Problem requirements:
Go through the listing and set it down exactly, leaving out its pictures.

Supplied data:

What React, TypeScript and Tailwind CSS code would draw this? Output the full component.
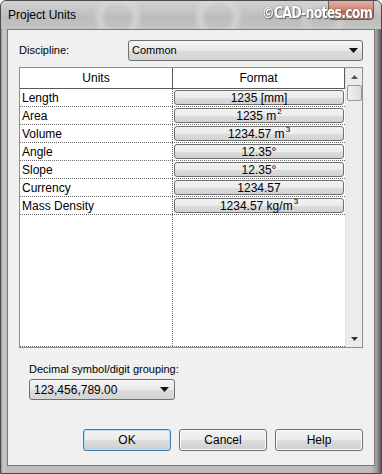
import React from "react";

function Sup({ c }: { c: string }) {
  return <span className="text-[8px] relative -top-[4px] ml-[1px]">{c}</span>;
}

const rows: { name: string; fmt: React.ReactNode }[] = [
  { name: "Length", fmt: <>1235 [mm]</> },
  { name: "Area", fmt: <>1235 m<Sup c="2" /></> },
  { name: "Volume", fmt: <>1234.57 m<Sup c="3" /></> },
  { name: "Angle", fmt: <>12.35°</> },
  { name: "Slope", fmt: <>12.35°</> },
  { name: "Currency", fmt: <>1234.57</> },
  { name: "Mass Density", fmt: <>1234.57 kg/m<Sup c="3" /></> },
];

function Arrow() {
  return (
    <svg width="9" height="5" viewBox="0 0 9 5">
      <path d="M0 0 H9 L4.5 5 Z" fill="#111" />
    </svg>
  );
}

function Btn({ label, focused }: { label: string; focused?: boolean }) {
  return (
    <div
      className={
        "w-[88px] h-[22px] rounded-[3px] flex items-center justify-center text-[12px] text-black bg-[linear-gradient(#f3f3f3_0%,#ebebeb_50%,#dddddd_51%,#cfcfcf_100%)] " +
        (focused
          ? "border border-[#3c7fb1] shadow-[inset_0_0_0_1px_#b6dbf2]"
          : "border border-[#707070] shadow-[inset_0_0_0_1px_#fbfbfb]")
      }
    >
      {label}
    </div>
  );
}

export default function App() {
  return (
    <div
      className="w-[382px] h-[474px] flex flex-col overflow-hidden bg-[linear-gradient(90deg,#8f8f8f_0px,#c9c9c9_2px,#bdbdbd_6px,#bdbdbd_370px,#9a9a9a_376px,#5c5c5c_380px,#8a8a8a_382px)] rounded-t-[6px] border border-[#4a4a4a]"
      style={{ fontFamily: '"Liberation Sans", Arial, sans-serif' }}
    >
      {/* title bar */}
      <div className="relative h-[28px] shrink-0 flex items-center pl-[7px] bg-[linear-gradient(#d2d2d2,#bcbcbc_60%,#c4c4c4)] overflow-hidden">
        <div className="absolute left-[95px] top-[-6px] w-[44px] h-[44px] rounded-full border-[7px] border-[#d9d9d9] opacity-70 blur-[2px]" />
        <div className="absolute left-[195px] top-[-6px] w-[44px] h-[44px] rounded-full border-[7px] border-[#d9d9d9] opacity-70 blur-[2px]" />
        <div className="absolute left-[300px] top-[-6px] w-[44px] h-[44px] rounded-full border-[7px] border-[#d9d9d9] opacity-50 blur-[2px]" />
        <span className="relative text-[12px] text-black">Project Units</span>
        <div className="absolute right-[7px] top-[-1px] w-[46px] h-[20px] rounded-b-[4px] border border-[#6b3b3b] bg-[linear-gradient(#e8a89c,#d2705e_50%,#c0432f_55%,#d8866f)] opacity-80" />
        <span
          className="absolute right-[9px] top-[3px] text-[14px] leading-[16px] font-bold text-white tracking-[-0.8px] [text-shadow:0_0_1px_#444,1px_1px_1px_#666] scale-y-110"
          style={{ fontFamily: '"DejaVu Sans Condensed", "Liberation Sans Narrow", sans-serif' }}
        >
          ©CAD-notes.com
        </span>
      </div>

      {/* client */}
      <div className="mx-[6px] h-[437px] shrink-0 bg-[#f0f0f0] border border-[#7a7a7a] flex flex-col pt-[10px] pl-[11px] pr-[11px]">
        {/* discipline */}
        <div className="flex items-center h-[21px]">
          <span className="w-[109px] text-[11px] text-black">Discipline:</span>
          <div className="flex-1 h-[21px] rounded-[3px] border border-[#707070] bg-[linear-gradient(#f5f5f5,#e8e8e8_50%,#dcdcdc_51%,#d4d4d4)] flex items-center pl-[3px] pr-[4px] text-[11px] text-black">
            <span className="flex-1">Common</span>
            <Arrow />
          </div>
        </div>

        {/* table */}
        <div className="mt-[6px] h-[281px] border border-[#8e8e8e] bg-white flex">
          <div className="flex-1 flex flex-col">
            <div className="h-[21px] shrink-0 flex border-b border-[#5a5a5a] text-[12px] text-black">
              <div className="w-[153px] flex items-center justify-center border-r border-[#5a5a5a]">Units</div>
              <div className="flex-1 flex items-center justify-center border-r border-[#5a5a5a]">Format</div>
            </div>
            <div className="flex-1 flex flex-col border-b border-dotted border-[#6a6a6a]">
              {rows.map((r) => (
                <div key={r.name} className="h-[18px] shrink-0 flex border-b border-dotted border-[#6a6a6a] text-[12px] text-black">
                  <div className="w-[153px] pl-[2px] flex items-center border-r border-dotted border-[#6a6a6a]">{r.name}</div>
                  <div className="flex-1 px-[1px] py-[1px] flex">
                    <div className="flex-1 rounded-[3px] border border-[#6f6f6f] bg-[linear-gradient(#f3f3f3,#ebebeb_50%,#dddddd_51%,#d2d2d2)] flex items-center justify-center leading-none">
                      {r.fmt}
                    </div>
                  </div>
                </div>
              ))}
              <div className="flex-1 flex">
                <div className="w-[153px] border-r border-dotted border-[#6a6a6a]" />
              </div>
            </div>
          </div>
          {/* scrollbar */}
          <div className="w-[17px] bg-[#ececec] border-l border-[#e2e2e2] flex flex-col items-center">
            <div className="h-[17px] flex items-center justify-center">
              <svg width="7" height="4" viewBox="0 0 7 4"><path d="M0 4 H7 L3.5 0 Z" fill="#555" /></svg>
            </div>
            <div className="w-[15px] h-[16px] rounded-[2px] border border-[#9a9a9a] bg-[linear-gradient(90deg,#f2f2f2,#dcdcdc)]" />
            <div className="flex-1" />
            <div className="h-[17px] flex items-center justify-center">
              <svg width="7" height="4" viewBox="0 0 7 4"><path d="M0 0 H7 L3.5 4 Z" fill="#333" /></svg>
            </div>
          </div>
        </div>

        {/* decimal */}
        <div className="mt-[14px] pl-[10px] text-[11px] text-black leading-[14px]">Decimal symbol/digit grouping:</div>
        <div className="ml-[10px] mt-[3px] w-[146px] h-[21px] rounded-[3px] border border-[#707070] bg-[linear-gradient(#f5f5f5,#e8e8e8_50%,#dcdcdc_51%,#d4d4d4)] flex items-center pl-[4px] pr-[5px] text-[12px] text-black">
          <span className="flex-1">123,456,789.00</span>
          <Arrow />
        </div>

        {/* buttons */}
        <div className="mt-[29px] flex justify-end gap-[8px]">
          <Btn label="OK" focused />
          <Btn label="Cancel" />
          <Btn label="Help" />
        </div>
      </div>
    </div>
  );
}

Finished task:
What React, TypeScript and Tailwind CSS code would draw this? Output the full component.
import React from "react";

function Sup({ c }: { c: string }) {
  return <span className="text-[8px] relative -top-[4px] ml-[1px]">{c}</span>;
}

const rows: { name: string; fmt: React.ReactNode }[] = [
  { name: "Length", fmt: <>1235 [mm]</> },
  { name: "Area", fmt: <>1235 m<Sup c="2" /></> },
  { name: "Volume", fmt: <>1234.57 m<Sup c="3" /></> },
  { name: "Angle", fmt: <>12.35°</> },
  { name: "Slope", fmt: <>12.35°</> },
  { name: "Currency", fmt: <>1234.57</> },
  { name: "Mass Density", fmt: <>1234.57 kg/m<Sup c="3" /></> },
];

function Arrow() {
  return (
    <svg width="9" height="5" viewBox="0 0 9 5">
      <path d="M0 0 H9 L4.5 5 Z" fill="#111" />
    </svg>
  );
}

function Btn({ label, focused }: { label: string; focused?: boolean }) {
  return (
    <div
      className={
        "w-[88px] h-[22px] rounded-[3px] flex items-center justify-center text-[12px] text-black bg-[linear-gradient(#f3f3f3_0%,#ebebeb_50%,#dddddd_51%,#cfcfcf_100%)] " +
        (focused
          ? "border border-[#3c7fb1] shadow-[inset_0_0_0_1px_#b6dbf2]"
          : "border border-[#707070] shadow-[inset_0_0_0_1px_#fbfbfb]")
      }
    >
      {label}
    </div>
  );
}

export default function App() {
  return (
    <div
      className="w-[382px] h-[474px] flex flex-col overflow-hidden bg-[linear-gradient(90deg,#8f8f8f_0px,#c9c9c9_2px,#bdbdbd_6px,#bdbdbd_370px,#9a9a9a_376px,#5c5c5c_380px,#8a8a8a_382px)] rounded-t-[6px] border border-[#4a4a4a]"
      style={{ fontFamily: '"Liberation Sans", Arial, sans-serif' }}
    >
      {/* title bar */}
      <div className="relative h-[28px] shrink-0 flex items-center pl-[7px] bg-[linear-gradient(#d2d2d2,#bcbcbc_60%,#c4c4c4)] overflow-hidden">
        <div className="absolute left-[95px] top-[-6px] w-[44px] h-[44px] rounded-full border-[7px] border-[#d9d9d9] opacity-70 blur-[2px]" />
        <div className="absolute left-[195px] top-[-6px] w-[44px] h-[44px] rounded-full border-[7px] border-[#d9d9d9] opacity-70 blur-[2px]" />
        <div className="absolute left-[300px] top-[-6px] w-[44px] h-[44px] rounded-full border-[7px] border-[#d9d9d9] opacity-50 blur-[2px]" />
        <span className="relative text-[12px] text-black">Project Units</span>
        <div className="absolute right-[7px] top-[-1px] w-[46px] h-[20px] rounded-b-[4px] border border-[#6b3b3b] bg-[linear-gradient(#e8a89c,#d2705e_50%,#c0432f_55%,#d8866f)] opacity-80" />
        <span
          className="absolute right-[9px] top-[3px] text-[14px] leading-[16px] font-bold text-white tracking-[-0.8px] [text-shadow:0_0_1px_#444,1px_1px_1px_#666] scale-y-110"
          style={{ fontFamily: '"DejaVu Sans Condensed", "Liberation Sans Narrow", sans-serif' }}
        >
          ©CAD-notes.com
        </span>
      </div>

      {/* client */}
      <div className="mx-[6px] h-[437px] shrink-0 bg-[#f0f0f0] border border-[#7a7a7a] flex flex-col pt-[10px] pl-[11px] pr-[11px]">
        {/* discipline */}
        <div className="flex items-center h-[21px]">
          <span className="w-[109px] text-[11px] text-black">Discipline:</span>
          <div className="flex-1 h-[21px] rounded-[3px] border border-[#707070] bg-[linear-gradient(#f5f5f5,#e8e8e8_50%,#dcdcdc_51%,#d4d4d4)] flex items-center pl-[3px] pr-[4px] text-[11px] text-black">
            <span className="flex-1">Common</span>
            <Arrow />
          </div>
        </div>

        {/* table */}
        <div className="mt-[6px] h-[281px] border border-[#8e8e8e] bg-white flex">
          <div className="flex-1 flex flex-col">
            <div className="h-[21px] shrink-0 flex border-b border-[#5a5a5a] text-[12px] text-black">
              <div className="w-[153px] flex items-center justify-center border-r border-[#5a5a5a]">Units</div>
              <div className="flex-1 flex items-center justify-center border-r border-[#5a5a5a]">Format</div>
            </div>
            <div className="flex-1 flex flex-col border-b border-dotted border-[#6a6a6a]">
              {rows.map((r) => (
                <div key={r.name} className="h-[18px] shrink-0 flex border-b border-dotted border-[#6a6a6a] text-[12px] text-black">
                  <div className="w-[153px] pl-[2px] flex items-center border-r border-dotted border-[#6a6a6a]">{r.name}</div>
                  <div className="flex-1 px-[1px] py-[1px] flex">
                    <div className="flex-1 rounded-[3px] border border-[#6f6f6f] bg-[linear-gradient(#f3f3f3,#ebebeb_50%,#dddddd_51%,#d2d2d2)] flex items-center justify-center leading-none">
                      {r.fmt}
                    </div>
                  </div>
                </div>
              ))}
              <div className="flex-1 flex">
                <div className="w-[153px] border-r border-dotted border-[#6a6a6a]" />
              </div>
            </div>
          </div>
          {/* scrollbar */}
          <div className="w-[17px] bg-[#ececec] border-l border-[#e2e2e2] flex flex-col items-center">
            <div className="h-[17px] flex items-center justify-center">
              <svg width="7" height="4" viewBox="0 0 7 4"><path d="M0 4 H7 L3.5 0 Z" fill="#555" /></svg>
            </div>
            <div className="w-[15px] h-[16px] rounded-[2px] border border-[#9a9a9a] bg-[linear-gradient(90deg,#f2f2f2,#dcdcdc)]" />
            <div className="flex-1" />
            <div className="h-[17px] flex items-center justify-center">
              <svg width="7" height="4" viewBox="0 0 7 4"><path d="M0 0 H7 L3.5 4 Z" fill="#333" /></svg>
            </div>
          </div>
        </div>

        {/* decimal */}
        <div className="mt-[14px] pl-[10px] text-[11px] text-black leading-[14px]">Decimal symbol/digit grouping:</div>
        <div className="ml-[10px] mt-[3px] w-[146px] h-[21px] rounded-[3px] border border-[#707070] bg-[linear-gradient(#f5f5f5,#e8e8e8_50%,#dcdcdc_51%,#d4d4d4)] flex items-center pl-[4px] pr-[5px] text-[12px] text-black">
          <span className="flex-1">123,456,789.00</span>
          <Arrow />
        </div>

        {/* buttons */}
        <div className="mt-[29px] flex justify-end gap-[8px]">
          <Btn label="OK" focused />
          <Btn label="Cancel" />
          <Btn label="Help" />
        </div>
      </div>
    </div>
  );
}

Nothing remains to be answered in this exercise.